■ Listing ■
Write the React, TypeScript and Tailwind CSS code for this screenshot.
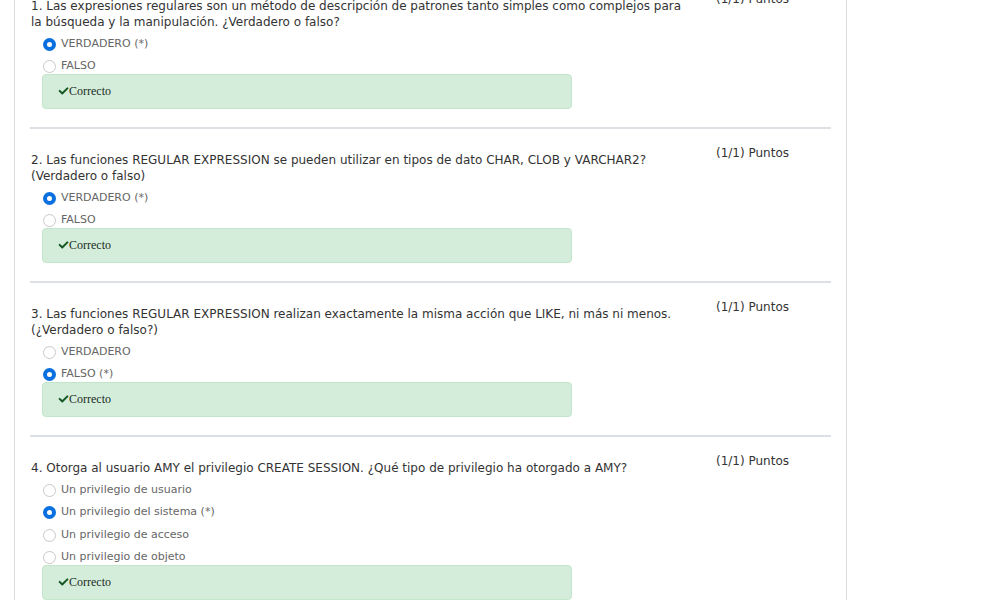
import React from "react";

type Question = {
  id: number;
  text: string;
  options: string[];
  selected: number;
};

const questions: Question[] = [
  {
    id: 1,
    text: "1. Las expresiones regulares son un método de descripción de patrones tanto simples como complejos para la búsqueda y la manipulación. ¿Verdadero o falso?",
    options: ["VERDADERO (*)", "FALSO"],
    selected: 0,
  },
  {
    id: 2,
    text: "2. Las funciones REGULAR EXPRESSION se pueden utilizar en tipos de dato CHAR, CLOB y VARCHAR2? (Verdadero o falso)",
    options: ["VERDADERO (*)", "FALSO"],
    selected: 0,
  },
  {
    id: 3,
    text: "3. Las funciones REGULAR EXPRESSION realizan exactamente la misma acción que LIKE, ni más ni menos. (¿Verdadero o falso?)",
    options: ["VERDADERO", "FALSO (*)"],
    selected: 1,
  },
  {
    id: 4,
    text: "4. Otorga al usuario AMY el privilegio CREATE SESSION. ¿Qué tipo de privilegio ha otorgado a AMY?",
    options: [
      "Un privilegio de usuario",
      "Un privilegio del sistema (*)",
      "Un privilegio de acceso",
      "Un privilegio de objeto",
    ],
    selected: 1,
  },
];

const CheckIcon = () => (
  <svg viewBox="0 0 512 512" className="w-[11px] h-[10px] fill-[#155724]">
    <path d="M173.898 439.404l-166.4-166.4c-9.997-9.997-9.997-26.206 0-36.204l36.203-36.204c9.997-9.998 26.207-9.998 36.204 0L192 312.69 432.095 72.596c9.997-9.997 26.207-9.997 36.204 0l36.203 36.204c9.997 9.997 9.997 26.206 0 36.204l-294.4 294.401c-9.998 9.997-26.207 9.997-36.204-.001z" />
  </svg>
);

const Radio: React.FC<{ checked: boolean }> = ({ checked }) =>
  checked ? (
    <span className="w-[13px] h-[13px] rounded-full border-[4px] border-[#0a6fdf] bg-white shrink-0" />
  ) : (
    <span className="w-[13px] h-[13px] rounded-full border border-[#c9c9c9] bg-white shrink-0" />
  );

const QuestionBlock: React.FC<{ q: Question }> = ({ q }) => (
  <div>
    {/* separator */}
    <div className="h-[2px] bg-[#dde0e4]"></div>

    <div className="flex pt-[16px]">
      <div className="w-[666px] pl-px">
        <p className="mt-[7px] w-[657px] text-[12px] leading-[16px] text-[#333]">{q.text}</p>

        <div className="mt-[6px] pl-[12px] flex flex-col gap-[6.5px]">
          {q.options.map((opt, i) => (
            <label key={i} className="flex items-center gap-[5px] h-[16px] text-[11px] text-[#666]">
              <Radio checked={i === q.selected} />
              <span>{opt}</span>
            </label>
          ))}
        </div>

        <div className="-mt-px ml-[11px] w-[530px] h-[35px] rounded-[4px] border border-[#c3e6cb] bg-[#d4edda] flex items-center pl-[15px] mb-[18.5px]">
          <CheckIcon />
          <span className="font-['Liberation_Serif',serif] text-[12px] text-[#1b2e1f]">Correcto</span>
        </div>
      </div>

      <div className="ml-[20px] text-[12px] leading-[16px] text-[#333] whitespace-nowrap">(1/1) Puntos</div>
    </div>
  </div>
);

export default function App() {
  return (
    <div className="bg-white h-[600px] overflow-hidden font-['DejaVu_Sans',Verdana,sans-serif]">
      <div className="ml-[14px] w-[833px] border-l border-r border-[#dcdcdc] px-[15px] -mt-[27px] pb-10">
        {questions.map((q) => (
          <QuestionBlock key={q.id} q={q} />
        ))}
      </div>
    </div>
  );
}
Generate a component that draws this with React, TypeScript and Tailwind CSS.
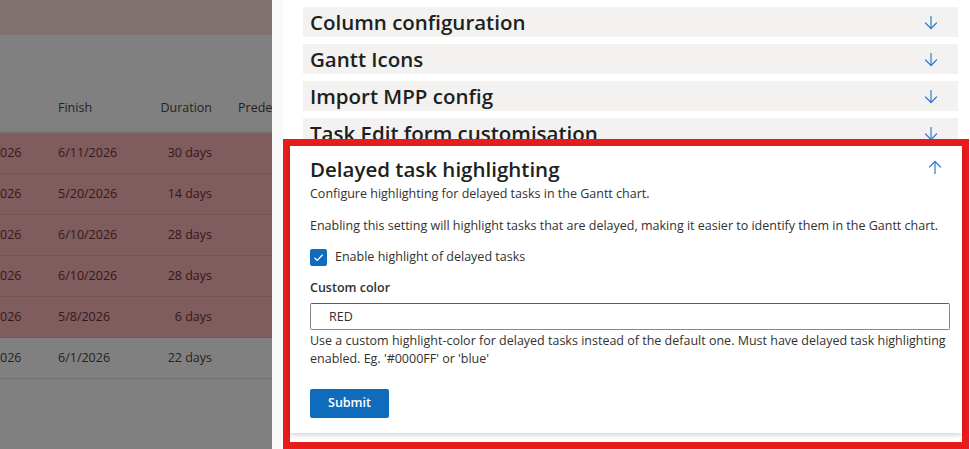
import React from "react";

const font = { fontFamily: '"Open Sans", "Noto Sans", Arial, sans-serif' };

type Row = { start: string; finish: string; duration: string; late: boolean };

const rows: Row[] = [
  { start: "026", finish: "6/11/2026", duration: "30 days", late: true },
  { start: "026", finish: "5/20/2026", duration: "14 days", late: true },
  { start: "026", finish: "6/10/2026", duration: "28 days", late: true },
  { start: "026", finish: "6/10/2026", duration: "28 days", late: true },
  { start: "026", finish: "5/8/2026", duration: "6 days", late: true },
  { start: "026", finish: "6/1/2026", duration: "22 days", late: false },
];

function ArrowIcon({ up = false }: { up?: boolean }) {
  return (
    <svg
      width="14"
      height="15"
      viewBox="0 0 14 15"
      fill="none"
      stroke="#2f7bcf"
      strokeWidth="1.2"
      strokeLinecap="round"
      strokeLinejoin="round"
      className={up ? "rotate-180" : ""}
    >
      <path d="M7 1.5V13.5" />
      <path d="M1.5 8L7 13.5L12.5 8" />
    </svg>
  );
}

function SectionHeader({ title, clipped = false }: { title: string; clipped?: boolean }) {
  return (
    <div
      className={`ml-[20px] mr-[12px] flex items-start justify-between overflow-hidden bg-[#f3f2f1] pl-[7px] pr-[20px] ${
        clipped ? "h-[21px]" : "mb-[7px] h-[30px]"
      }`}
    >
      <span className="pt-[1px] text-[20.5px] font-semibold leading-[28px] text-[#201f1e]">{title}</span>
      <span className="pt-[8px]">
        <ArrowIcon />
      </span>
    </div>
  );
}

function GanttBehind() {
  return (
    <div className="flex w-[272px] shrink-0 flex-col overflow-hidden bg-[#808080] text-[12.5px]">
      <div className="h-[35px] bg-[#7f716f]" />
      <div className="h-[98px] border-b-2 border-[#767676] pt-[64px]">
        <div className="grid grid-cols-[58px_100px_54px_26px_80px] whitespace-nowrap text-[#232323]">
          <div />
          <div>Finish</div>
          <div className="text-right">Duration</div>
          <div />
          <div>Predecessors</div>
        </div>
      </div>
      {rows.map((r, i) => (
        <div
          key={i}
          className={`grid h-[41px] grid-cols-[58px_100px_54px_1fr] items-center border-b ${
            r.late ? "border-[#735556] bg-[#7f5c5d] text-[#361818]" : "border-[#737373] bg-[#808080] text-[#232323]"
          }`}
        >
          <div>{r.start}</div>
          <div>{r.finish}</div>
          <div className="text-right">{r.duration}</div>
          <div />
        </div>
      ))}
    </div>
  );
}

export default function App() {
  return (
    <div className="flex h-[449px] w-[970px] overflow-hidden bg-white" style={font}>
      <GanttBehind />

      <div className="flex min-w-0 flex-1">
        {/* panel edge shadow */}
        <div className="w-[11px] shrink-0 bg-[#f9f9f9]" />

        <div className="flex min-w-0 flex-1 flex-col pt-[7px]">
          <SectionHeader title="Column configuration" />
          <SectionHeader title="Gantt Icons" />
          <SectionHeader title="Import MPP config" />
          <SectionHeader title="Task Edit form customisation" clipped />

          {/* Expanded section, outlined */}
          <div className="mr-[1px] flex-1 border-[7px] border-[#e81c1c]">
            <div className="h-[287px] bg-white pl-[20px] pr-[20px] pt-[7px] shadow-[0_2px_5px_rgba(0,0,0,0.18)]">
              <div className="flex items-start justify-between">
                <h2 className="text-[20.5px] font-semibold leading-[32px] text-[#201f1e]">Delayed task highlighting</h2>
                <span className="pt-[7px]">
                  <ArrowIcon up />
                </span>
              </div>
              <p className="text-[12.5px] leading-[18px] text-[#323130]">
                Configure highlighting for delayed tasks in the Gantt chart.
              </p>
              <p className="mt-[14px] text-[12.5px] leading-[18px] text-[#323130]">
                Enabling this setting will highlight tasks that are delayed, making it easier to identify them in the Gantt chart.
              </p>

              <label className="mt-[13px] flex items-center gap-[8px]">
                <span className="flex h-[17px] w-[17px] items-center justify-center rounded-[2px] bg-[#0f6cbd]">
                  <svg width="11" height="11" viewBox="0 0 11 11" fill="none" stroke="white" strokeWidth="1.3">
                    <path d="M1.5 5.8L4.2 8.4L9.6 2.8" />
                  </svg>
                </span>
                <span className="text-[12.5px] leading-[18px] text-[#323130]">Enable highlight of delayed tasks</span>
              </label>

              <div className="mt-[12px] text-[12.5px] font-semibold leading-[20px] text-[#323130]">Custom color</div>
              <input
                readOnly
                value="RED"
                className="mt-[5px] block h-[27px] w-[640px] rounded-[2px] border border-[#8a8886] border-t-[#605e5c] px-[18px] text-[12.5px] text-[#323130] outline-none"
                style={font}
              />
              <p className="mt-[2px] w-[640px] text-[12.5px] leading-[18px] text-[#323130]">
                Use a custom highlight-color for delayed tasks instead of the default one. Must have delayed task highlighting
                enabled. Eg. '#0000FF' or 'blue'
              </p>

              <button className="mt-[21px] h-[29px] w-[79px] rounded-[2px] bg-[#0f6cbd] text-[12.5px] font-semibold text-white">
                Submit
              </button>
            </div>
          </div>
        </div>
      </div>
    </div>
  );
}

■ Task brief ■
Your answer should be a single number: how many lines of the material contain the word "that".

■ Output for this exercise ■
2